Task objective >>
Copy exactly the lines from the beginning of the data down to and including the line holding "solid; border-color: #fff", without any pictures.

Data block >>
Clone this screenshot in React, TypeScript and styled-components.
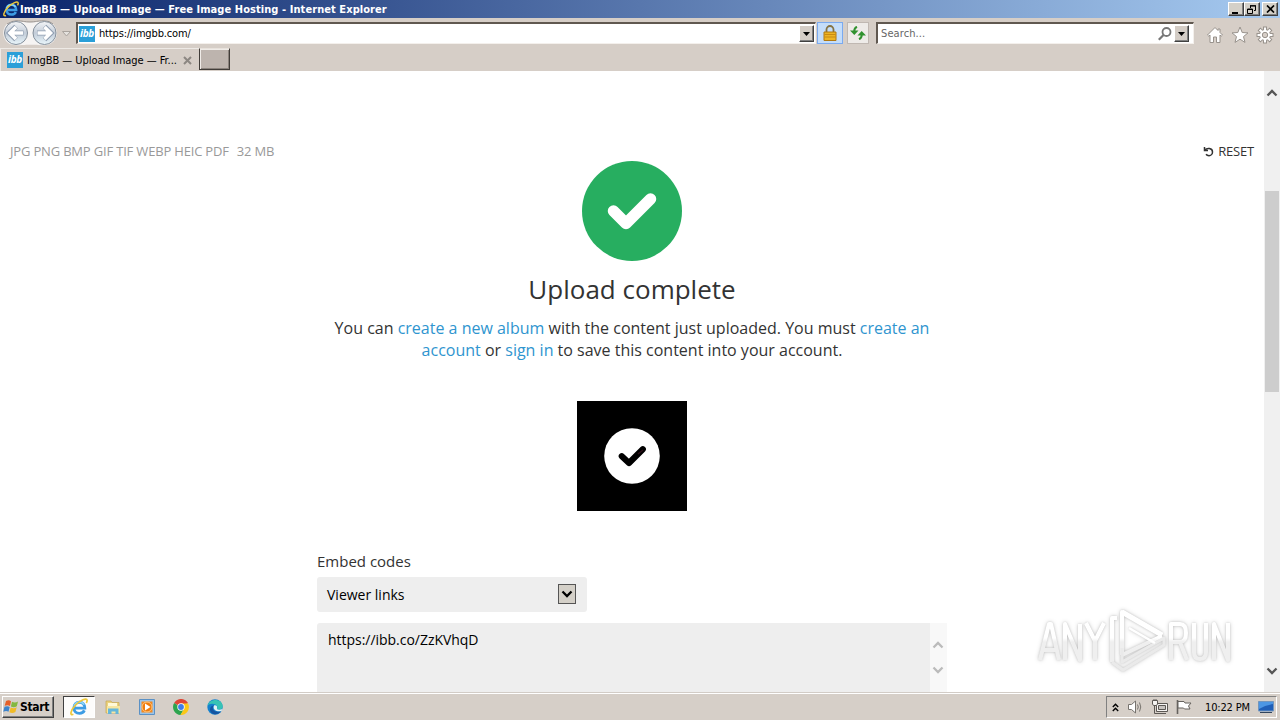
import React from 'react';
import styled, { createGlobalStyle } from 'styled-components';

const Global = createGlobalStyle`
  * { box-sizing: border-box; }
  body { margin: 0; width: 1280px; height: 720px; overflow: hidden; background: #fff; }
  svg { display: block; flex: none; }
`;
const ui = `font-family: "DejaVu Sans Condensed", "DejaVu Sans", sans-serif; font-stretch: condensed; font-size: 11px; white-space: nowrap;`;
const raised = `border: 1px solid; border-color: #fff #404040 #404040 #fff; box-shadow: inset -1px -1px #808080;`;

const Desktop = styled.div`width: 1280px; height: 720px; display: flex; flex-direction: column; overflow: hidden;`;
const TitleBar = styled.header`
  height: 18px; flex: none; display: flex; align-items: center; padding: 0 2px 0 3px;
  background: linear-gradient(90deg, #0a246a, #a6caf0);
`;
const Title = styled.div`
  ${ui} flex: 1; color: #fff; font-weight: 700; line-height: 18px; margin-left: 1px; padding-top: 1px; letter-spacing: 0.07px;
`;
const WinButton = styled.div<{ $gap?: boolean }>`
  width: 16px; height: 14px; background: #d4d0c8; ${raised} margin-left: ${p => (p.$gap ? 2 : 0)}px;
  display: flex; align-items: center; justify-content: center;
`;
const Toolbar = styled.div`height: 30px; flex: none; display: flex; align-items: flex-start; background: #d6cec7; padding: 2px 0 0 2px;`;
const AddressBar = styled.div`
  width: 740px; height: 22px; margin: 2px 0 0 4px; background: #fff; display: flex; align-items: center;
  border: 1px solid; border-color: #605850 #f4f0ec #f4f0ec #605850; border-top-width: 2px; border-left-width: 2px; padding-left: 1px;
`;
const SearchBar = styled(AddressBar)`width: 318px; margin-left: 7px; padding-left: 3px; padding-right: 4px;`;
const FieldText = styled.div<{ $muted?: boolean; $ls?: number }>`
  ${ui} flex: 1; color: ${p => (p.$muted ? '#666' : '#000')}; line-height: 18px; padding-top: 1px; margin-left: ${p => (p.$muted ? 0 : 4)}px;
  letter-spacing: ${p => p.$ls ?? 0}px;
`;
const Favicon = styled.div`
  width: 16px; height: 16px; flex: none; background: #2a9fd8; color: #fff; text-align: center;
  font: italic 700 10px/15px "Open Sans", sans-serif; letter-spacing: -0.3px;
`;
const DropButton = styled.div`
  width: 15px; height: 17px; background: #d4cdc6; ${raised} display: flex; align-items: center; justify-content: center;
  margin-left: 2px;
`;
const ToolButton = styled.div<{ $active?: boolean }>`
  width: ${p => (p.$active ? 26 : 22)}px; height: 22px; margin: 2px 0 0 ${p => (p.$active ? 1 : 4)}px;
  display: flex; align-items: center; justify-content: center;
  background: ${p => (p.$active ? '#c4ddfa' : '#eeebe8')}; border: 1px solid ${p => (p.$active ? '#7aaaf0' : '#c0b8b2')};
`;
const AddressEnd = styled.div`display: flex; width: 18px; padding-right: 1px;`;
const Commands = styled.div`display: flex; gap: 7px; padding: 6px 0 0 12px;`;
const TabStrip = styled.div`height: 23px; flex: none; display: flex; background: #d6cec7;`;
const Tab = styled.div`
  width: 199px; height: 23px; display: flex; align-items: center; padding-left: 6px; border-left: 1px solid #eeeae6; border-top: 1px solid #eeeae6;
`;
const TabText = styled(FieldText)`flex: none; width: 156px; margin-left: 4px;`;
const NewTab = styled.div`
  width: 31px; height: 22px; background: #bdb4ae; border: 1px solid #403c38; border-top-color: #e8e2dc; border-left-color: #403c38;
  box-shadow: inset 1px 1px #f0ece8, inset -1px -1px #8a827c;
`;
const Page = styled.main`flex: 1; min-height: 0; display: flex; background: #fff; overflow: hidden; font-family: "Open Sans", sans-serif;`;
const Content = styled.div`width: 1264px; display: flex; flex-direction: column; align-items: center; padding-top: 71px;`;
const InfoRow = styled.div`
  align-self: stretch; height: 19px; flex: none; display: flex; justify-content: space-between; padding: 0 10px 0 10px;
  font-size: 13px; line-height: 19px; color: #999; letter-spacing: -0.18px;
`;
const Formats = styled.div`display: flex; gap: 8px;`;
const Reset = styled.div`display: flex; align-items: center; gap: 4px; color: #333;`;
const BigMark = styled.div`width: 100px; height: 100px; flex: none;`;
const Heading = styled.h1`margin: 10px 0 0; font-size: 26px; line-height: 36px; font-weight: 400; color: #333; flex: none;`;
const Message = styled.p`
  margin: 10px 0 0; flex: none; font-size: 16px; line-height: 22px; color: #333; text-align: center; white-space: nowrap;
`;
const Link = styled.a`color: #2f95cf;`;
const Thumb = styled.div`width: 110px; height: 110px; margin-top: 40px; flex: none; background: #000;`;
const Embed = styled.section`width: 630px; margin-top: 39px; flex: none;`;
const Label = styled.div`font-size: 15px; line-height: 22px; color: #333;`;
const Select = styled.div`
  width: 270px; height: 35px; margin-top: 5px; border-radius: 3px; background: #eee; display: flex; align-items: center; justify-content: space-between;
  padding: 0 11px 0 10px; font-size: 14px; color: #000;
`;
const SelectArrow = styled.div`width: 18px; height: 20px; margin-bottom: 1px; background: #d4d0c8; border: 1px solid #555; display: flex; align-items: center; justify-content: center;`;
const CodeBox = styled.div`
  height: 90px; margin-top: 11px; background: #eee; border-radius: 3px; display: flex; justify-content: space-between;
  padding-left: 11px; font-size: 14px; line-height: 20px; color: #000;
`;
const CodeText = styled.div`padding-top: 7px; letter-spacing: -0.03px;`;
const InnerScroll = styled.div`width: 17px; background: #f8f8f8; display: flex; flex-direction: column; align-items: flex-start; padding: 18px 0 0 2px; gap: 17px;`;
const Scroll = styled.aside`width: 16px; background: #f0f0f0; display: flex; flex-direction: column; align-items: center; padding: 18px 0 17px;`;
const ScrollThumb = styled.div`width: 14px; height: 201px; margin: 94px 0 auto; background: #cdcdcd; flex: none;`;
const Taskbar = styled.footer`
  height: 28px; flex: none; background: #d6cfc8; border-top: 1px solid #d2ccc6; box-shadow: inset 0 1px #fff;
  display: flex; align-items: center; padding: 1px 3px 0 2px;
`;
const Start = styled.div`
  ${ui} width: 52px; height: 22px; ${raised} display: flex; align-items: center; font-weight: 700; font-size: 12px; padding-left: 0; letter-spacing: -0.3px;
`;
const ActiveTask = styled.div`
  width: 32px; height: 22px; margin-left: 9px; border: 1px solid; border-color: #404040 #fff #fff #404040; background: #fdfcfb;
  display: flex; align-items: center; justify-content: center;
`;
const Pinned = styled.div`display: flex; gap: 18px; margin-left: 10px; flex: 1;`;
const Tray = styled.div`
  width: 171px; height: 22px; border: 1px solid; border-color: #808080 #fff #fff #808080; display: flex; align-items: center; padding-left: 5px;
`;
const TrayIcons = styled.div`display: flex; gap: 8px; margin-left: 9px;`;
const Clock = styled.div`${ui} width: 46px; margin: 0 7px 0 13px; letter-spacing: -0.15px;`;
const Watermark = styled.div`
  position: absolute; left: 1030px; top: 600px;
  filter: drop-shadow(0 0 1px rgba(0, 0, 0, 0.13)) drop-shadow(0 0 2px rgba(0, 0, 0, 0.18));
`;

const Explorer = ({ s = 16 }: { s?: number }) => (
  <svg width={s} height={s} viewBox="0 0 16 16" fill="none">
    <path d="M3.3 9H13.2C13.2 5.6 11.2 3.8 8.4 3.8 5.5 3.8 3.5 5.8 3.5 8.8c0 3 2.1 4.8 4.9 4.8 2.1 0 3.7-1 4.4-2.6" stroke="#3d9ce4" strokeWidth="2.5" />
    <path d="M3.6 7.4C4.3 5 6.1 3.7 8.4 3.7c2 0 3.4.8 4.2 2.2" stroke="#8ad4f8" strokeWidth="1.6" />
    <path d="M3 14.5C-.5 16 .3 11 5 6.2 9.200 2 14.800-.5 15.200 2c.1.8-.2 1.600-.7 2.400" stroke="#edc739" strokeWidth="1.500" />
  </svg>
);
const Down = () => <svg width="7" height="4"><path d="M0 0h7L3.500 4z" fill="#000" /></svg>;
const Chevron = ({ up, c = '#555' }: { up?: boolean; c?: string }) => (
  <svg width="12" height="8" viewBox="0 0 12 8"><path d={up ? 'M1.500 6.500 6 2l4.500 4.500' : 'M1.500 1.500 6 6l4.500-4.500'} fill="none" stroke={c} strokeWidth="2.300" /></svg>
);

const NavButtons = () => (
  <svg width="70" height="28" viewBox="-1 0 70 28">
    <defs><linearGradient id="nav" x2="0" y2="1"><stop stopColor="#f4f5f7" /><stop offset=".5" stopColor="#c2ccd8" /><stop offset="1" stopColor="#e9f6fb" /></linearGradient></defs>
    <path d="M13 .8C20 .8 21 2 27 2S34 .8 41 .8c17 0 17 24.500 0 24.500-6 0-8-.5-14-.5s-8 .5-14 .5C-4 25.300-4 .8 13 .8z" fill="#f6f4f3" />
    <path d="M4 4Q9 .8 13 .8C20 .8 21 2 27 2S34 .8 41 .8Q47 .8 50 4" fill="none" stroke="#98928e" />
    <g fill="url(#nav)" stroke="#85909c"><circle cx="13" cy="13" r="11.500" /><circle cx="41.500" cy="13" r="11.500" /></g>
    <g fill="none" stroke="#8f9db0" strokeWidth="5"><path d="M20.500 13H7M13 6.500 6.500 13l6.500 6.500M34 13h13.500M41.500 6.500 48 13l-6.500 6.500" /></g>
    <g fill="none" stroke="#fff" strokeWidth="3.600"><path d="M20 13H7M13 7 7 13l6 6M34.500 13h13M41.500 7l6 6-6 6" /></g>
    <path d="M59.500 11.500h8l-4 4.500z" fill="#e5e2de" stroke="#aaa49e" />
  </svg>
);

const teeth = Array.from({ length: 8 }, (_, i) => i * 45);

export default function App() {
  return (
    <Desktop>
      <Global />
      <TitleBar>
        <Explorer />
        <Title>ImgBB — Upload Image — Free Image Hosting - Internet Explorer</Title>
        <WinButton><svg width="10" height="9"><path d="M1 7h6v2H1z" /></svg></WinButton>
        <WinButton><svg width="10" height="9" fill="none" stroke="#000"><path d="M3 1h5.500v4.500H7M3.500 3V1M3 .7h6M.5 4h5v4.500h-5zM.5 4.500h5" /></svg></WinButton>
        <WinButton $gap><svg width="9" height="8" stroke="#000" strokeWidth="1.700"><path d="M1 .5l7 7M8 .5l-7 7" /></svg></WinButton>
      </TitleBar>
      <Toolbar>
        <NavButtons />
        <AddressBar>
          <Favicon>ibb</Favicon>
          <FieldText $ls={-0.15}>https://imgbb.com/</FieldText>
          <AddressEnd><DropButton><Down /></DropButton></AddressEnd>
        </AddressBar>
        <ToolButton $active>
          <svg width="14" height="16" viewBox="0 0 14 16"><path d="M3.500 8V4.500a3.500 3.500 0 017 0V8" fill="none" stroke="#857344" strokeWidth="1.800" /><path d="M1 7h12v8.500H1z" fill="#edb424" stroke="#b07810" /><path d="M1.500 9.500h11M1.500 12h11" stroke="#c88a12" /></svg>
        </ToolButton>
        <ToolButton>
          <svg width="16" height="14" viewBox="0 0 16 14" fill="none" stroke="#30922f" strokeWidth="2"><path d="M7 .8Q4.300 2 4.300 5M9 13.200Q11.700 12 11.700 9" /><path d="M0 4.500h8.500L4.300 9zM7.500 9.500H16L11.700 5z" fill="#30922f" stroke="none" /></svg>
        </ToolButton>
        <SearchBar>
          <FieldText $muted $ls={0.1}>Search...</FieldText>
          <svg width="14" height="14" viewBox="0 0 14 14" fill="none" stroke="#777" strokeWidth="1.800"><circle cx="8.500" cy="5" r="4" /><path d="M5.500 8 .8 12.800" strokeWidth="2.200" /></svg>
          <DropButton><Down /></DropButton>
        </SearchBar>
        <Commands>
          <svg width="18" height="18" viewBox="0 0 18 18" fill="#fff" stroke="#98928c"><path d="M9 1.500 1.500 9l1.300 1.200L4 9v7.500h3.500V11h3v5.500H14V9l1.200 1.200L16.500 9 14 6.500V3h-2v1.500z" /></svg>
          <svg width="18" height="18" viewBox="0 0 18 18" fill="#fff" stroke="#98928c"><path d="M9 1l2.200 5.500 5.800.4-4.500 3.700 1.500 5.800-5-3.200-5 3.200 1.500-5.800L1 6.900l5.800-.4z" /></svg>
          <svg width="18" height="18" viewBox="0 0 18 18"><g fill="#fff" stroke="#98928c">{teeth.map(a => <rect key={a} x="7.500" y="1" width="3" height="4" transform={`rotate(${a} 9 9)`} />)}<circle cx="9" cy="9" r="5.500" /></g><g fill="#fff">{teeth.map(a => <rect key={a} x="8" y="2" width="2" height="4" transform={`rotate(${a} 9 9)`} />)}</g><circle cx="9" cy="9" r="2.700" fill="#d6cec7" stroke="#98928c" /></svg>
        </Commands>
      </Toolbar>
      <TabStrip>
        <Tab>
          <Favicon>ibb</Favicon>
          <TabText $ls={-0.04}>ImgBB — Upload Image — Fr...</TabText>
          <svg width="9" height="9" stroke="#8c8782" strokeWidth="2"><path d="M1 1l7 7M8 1 1 8" /></svg>
        </Tab>
        <NewTab />
      </TabStrip>
      <Page>
        <Content>
          <InfoRow>
            <Formats><span>JPG PNG BMP GIF TIF WEBP HEIC PDF</span><span>32 MB</span></Formats>
            <Reset>
              <svg width="11" height="11" viewBox="0 0 11 11" fill="none" stroke="#333" strokeWidth="1.500"><path d="M1.500 1v3.500H5M1.800 4.200C4 1.500 9.500 2 9.500 6c0 2-1.500 3.700-3.500 3.700-1.300 0-2.300-.5-3-1.400" /></svg>
              <span>RESET</span>
            </Reset>
          </InfoRow>
          <BigMark>
            <svg width="100" height="100"><circle cx="50" cy="50" r="50" fill="#27ae60" /><path d="M31.500 50 44 62.500 68.500 38" fill="none" stroke="#fff" strokeWidth="11.500" strokeLinecap="round" strokeLinejoin="round" /></svg>
          </BigMark>
          <Heading>Upload complete</Heading>
          <Message>
            You can <Link>create a new album</Link> with the content just uploaded. You must <Link>create an<br />account</Link> or <Link>sign in</Link> to save this content into your account.
          </Message>
          <Thumb>
            <svg width="110" height="110"><circle cx="55" cy="55" r="27.800" fill="#fff" /><path d="M44.800 55.200 52 62l13.800-13.800" fill="none" stroke="#000" strokeWidth="6.200" strokeLinecap="round" strokeLinejoin="round" /><path d="M61 53l5-4" stroke="#30101a" strokeWidth="1.500" /></svg>
          </Thumb>
          <Embed>
            <Label>Embed codes</Label>
            <Select><span>Viewer links</span><SelectArrow><Chevron c="#000" /></SelectArrow></Select>
            <CodeBox><CodeText>https://ibb.co/ZzKVhqD</CodeText><InnerScroll><Chevron up c="#bbb" /><Chevron c="#bbb" /></InnerScroll></CodeBox>
          </Embed>
        </Content>
        <Scroll><Chevron up /><ScrollThumb /><Chevron /></Scroll>
      </Page>
      <Taskbar>
        <Start>
          <svg width="17" height="16" viewBox="0 0 17 16"><path d="M3 2q3-1.500 5 .3L7 7Q5 5.500 1.700 6.800z" fill="#e5602a" /><path d="M9 2.800q3 1.500 6-.3L13.800 7.200Q11 9 7.900 7.500z" fill="#83b840" /><path d="M1.500 7.800q3-1.300 5.200.2l-1.200 4.800Q3.500 11.500.3 12.700z" fill="#3c83cc" /><path d="M7.700 8.500q3 1.500 6-.2l-1.300 4.800q-3 1.700-6 .2z" fill="#f0bb27" /></svg>
          Start
        </Start>
        <ActiveTask><Explorer s={18} /></ActiveTask>
        <Pinned>
          <svg width="16" height="16" viewBox="0 0 16 16"><path d="M1 2h5l1 1.500h7V14H1z" fill="#ead27d" stroke="#c5a655" strokeWidth=".7" /><path d="M3 4h9v3H3z" fill="#fff9d8" /><path d="M2 7h13v7H2z" fill="#f6e6a2" /><path d="M3 15V9.500h10.500V15h-3v-2.500h-4V15z" fill="#65b6da" /></svg>
          <svg width="16" height="16" viewBox="0 0 16 16"><path d="M.5.5h15v15H.5z" fill="#9bc4e9" stroke="#5b91c5" /><path d="M2.500 2.500h11v11h-11z" fill="#f58a1f" /><circle cx="8" cy="8" r="5" fill="#ef7c0d" stroke="#ffc780" /><path d="M6 4.500 11.500 8 6 11.500z" fill="#fff" /></svg>
          <svg width="16" height="16" viewBox="0 0 16 16"><path d="M8 8 1.100 4A8 8 0 0115 4z" fill="#df4636" /><path d="M8 8h-.5L1.100 4A8 8 0 007.500 16L11 10z" fill="#2da44e" /><path d="M8 4.500h7.100A8 8 0 017.500 16L11 10z" fill="#fbc817" /><circle cx="8" cy="8" r="3.700" fill="#fff" /><circle cx="8" cy="8" r="2.900" fill="#3f7de8" /></svg>
          <svg width="16" height="16" viewBox="0 0 16 16"><circle cx="8" cy="8" r="7.700" fill="#1380ce" /><path d="M.5 7C2-1 15-1 15.700 7c.3 3-3 4.500-6 3 .8-1 .9-2 .3-3C8 4 2 4 .5 7z" fill="#37c3b5" /><path d="M7 6.500c-3 3-.5 7.500 7 6-4 5-11 2.500-11-2C3 8 5 6.500 7 6.500z" fill="#1554a0" /><path d="M7 6.500c2-.8 3.700.8 3 2.500-.6 1.500 1.500 2.500 5.600 1l-.8 1.800C11 13.500 5 11 7 6.500z" fill="#e2f2f5" /></svg>
        </Pinned>
        <Tray>
          <svg width="7" height="9" fill="none" stroke="#000" strokeWidth="1.400"><path d="M.8 4 3.500 1.300 6.200 4M.8 8l2.700-2.700L6.200 8" /></svg>
          <TrayIcons>
            <svg width="16" height="16" viewBox="1 0 16 16" fill="#fff" stroke="#77736e"><path d="M1.500 5.500h3L8.500 2v12l-4-3.500h-3z" /><path d="M10.500 5.500q1.500 2.500 0 5M12.500 3.500q2.500 4.500 0 9" fill="none" /></svg>
            <svg width="16" height="16" viewBox="0 0 16 16" fill="#f6f4f2" stroke="#5c5854"><path d="M4.500 4.500h11v8h-11z" /><path d="M6.500 6.500h7v4h-7z" fill="#c8c4c0" /><path d="M7 14.500h7M2.500 6v8.500H7" fill="none" /><path d="M.5 1.500h5V5l-1 1.500h-3L.5 5zM2 0v2M4 0v2" /></svg>
            <svg width="16" height="16" viewBox="0 0 16 16" fill="#fff" stroke="#66625e"><path d="M1.500 1v14" strokeWidth="1.600" /><path d="M2 2.500h6l1 1.500h6l-2.500 3 1.500 3H8.500l-1-1H2z" /></svg>
          </TrayIcons>
          <Clock>10:22 PM</Clock>
          <svg width="16" height="14" viewBox="0 0 16 14"><path d="M.5 1.500h15V11H.5z" fill="#205fb8" stroke="#7396bd" /><path d="M1 2h14v2Q7 5 1 9z" fill="#4c96e4" /><path d="M2 12.500h12" stroke="#31445c" /></svg>
        </Tray>
      </Taskbar>
      <Watermark>
        <svg width="210" height="84" viewBox="0 0 210 84">
          <defs>
            <linearGradient id="fade" gradientUnits="userSpaceOnUse" x1="0" y1="38" x2="0" y2="42"><stop stopColor="#fff" /><stop offset="1" stopColor="#efefef" /></linearGradient>
          </defs>
          <g fill="none" stroke="url(#fade)" strokeWidth="4" strokeLinejoin="round">
            <path d="M10 60 19 24h2l8 36M13 50h13M35 60V24l15 36V24M56 23l9 18V60M74 23l-9 18" />
            <path d="M141 60V24h9q6 0 6 9t-6 9h-9M150 42l7 18M164 23v29q0 7 6 7t6-7V23M184 60V24l14 36V23" />
            <path d="M82 62V18h5M92 55V12l40 23M92 55l40-19" />
          </g>
          <path d="M82 62 93 70 134 45V38L92 62V48" fill="none" stroke="#eaeaea" strokeWidth="3" strokeLinejoin="round" />
          <path d="M92 12 132 35" stroke="#fff" strokeWidth="5" /><path d="M99 28l26 15" stroke="#fff" strokeWidth="2.500" />
        </svg>
      </Watermark>
    </Desktop>
  );
}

Answer to this problem >>
Clone this screenshot in React, TypeScript and styled-components.
import React from 'react';
import styled, { createGlobalStyle } from 'styled-components';

const Global = createGlobalStyle`
  * { box-sizing: border-box; }
  body { margin: 0; width: 1280px; height: 720px; overflow: hidden; background: #fff; }
  svg { display: block; flex: none; }
`;
const ui = `font-family: "DejaVu Sans Condensed", "DejaVu Sans", sans-serif; font-stretch: condensed; font-size: 11px; white-space: nowrap;`;
const raised = `border: 1px solid; border-color: #fff #404040 #404040 #fff; box-shadow: inset -1px -1px #808080;`;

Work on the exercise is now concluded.